While Cohen Film Group had picked up Daughters of the Dust with the intention of remastering the film for a proper Blu-ray release, the biggest reason for the film’s cultural resurgence and theatrical re-release is, surprisingly, Beyoncé, and not the emergence of high profile black, female filmmakers like Ava DuVernay or Toronto’s own Stella Meghie, or a renewed spotlight on films that question black American masculinity like Barry Jenkins’ Moonlight. When the pop icon dropped her second visual album Lemonade — a smartly constructed work of many different filmmakers and cinematographers dripping with visual allusions and references to countless films, paintings, and works of literature — many acutely observed direct references to Daughters of the Dust, especially in terms of cinematography and costuming. I would argue that as a “film,” Lemonade gets most of its power from the interludes of spoken word poetry provided by the writings of British-Somali poet Warsan Shire and Queen Bey’s smouldering presence, but anything that can bring this landmark cinematic work to a larger audience is a cause for celebration.

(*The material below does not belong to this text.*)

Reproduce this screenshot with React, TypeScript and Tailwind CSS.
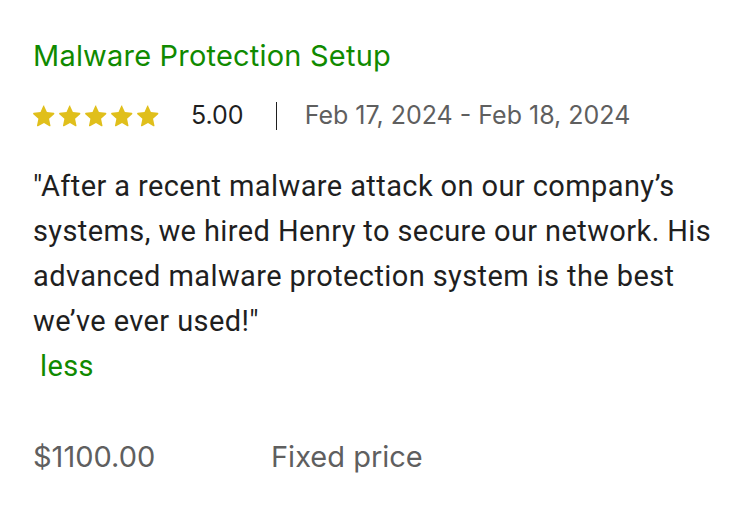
import React from 'react';

const Star: React.FC = () => (
  <svg width="22" height="22" viewBox="1.8 2 20.4 20" fill="#e0bf1b">
    <path d="M12 2.6l2.7 5.8 6.3.7c.6.1.8.8.4 1.2l-4.7 4.3 1.3 6.2c.1.6-.5 1-1 .7L12 18.4l-5.5 3.1c-.5.3-1.1-.1-1-.7l1.3-6.2-4.7-4.3c-.4-.4-.2-1.1.4-1.2l6.3-.7L11.3 2.6c.2-.5 1-.5 1.2 0z" />
  </svg>
);

const ReviewCard: React.FC = () => (
  <div className="pl-[33px] pr-[26px] pt-[38px] font-['Inter',sans-serif]">
    <h2 className="text-[29px] leading-[36px] text-[#108a00] tracking-[0.2px]">Malware Protection Setup</h2>

    <div className="mt-[27px] flex items-center h-[30px] text-[25px]">
      <div className="flex gap-[4px]">
        {[0, 1, 2, 3, 4].map((i) => (
          <Star key={i} />
        ))}
      </div>
      <span className="ml-[32px] text-[#1f1f1f]">5.00</span>
      <span className="ml-[32px] w-px h-[28px] bg-[#1f1f1f]" />
      <span className="ml-[28px] text-[#5f5f5f]">Feb 17, 2024 - Feb 18, 2024</span>
    </div>

    <p className="mt-[33px] font-['Roboto',sans-serif] text-[29px] leading-[45px] text-[#1f1f1f] tracking-[0.4px]">
      "After a recent malware attack on our company’s systems, we hired Henry to secure our network. His advanced
      malware protection system is the best we’ve ever used!"
      <br />
      <button className="ml-[7px] text-[#108a00] tracking-[0.4px]">less</button>
    </p>

    <div className="mt-[50px] flex text-[29px] leading-[36px] text-[#5f5f5f]">
      <span className="w-[238px]">$1100.00</span>
      <span>Fixed price</span>
    </div>
  </div>
);

export default function App() {
  return (
    <div className="w-[749px] h-[517px] bg-white">
      <ReviewCard />
    </div>
  );
}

With Daughters of the Dust, Dash created a timeless plea for viewers to not live in the past, but to consider the memories of what has been left behind. And while the scars of colonialism will never fully go away, Dash wants the viewer to consider what people choose to remember and what they choose to forget, and for them to think long and hard about how they came to those conclusions. The title of her film suggests something that might blow away in a breeze, and for a while, the film’s quiet reputation suggested to some that it had indeed done just that. In reality, Dash’s film has always been a must-see, and it remains one of the best films of the 1990s.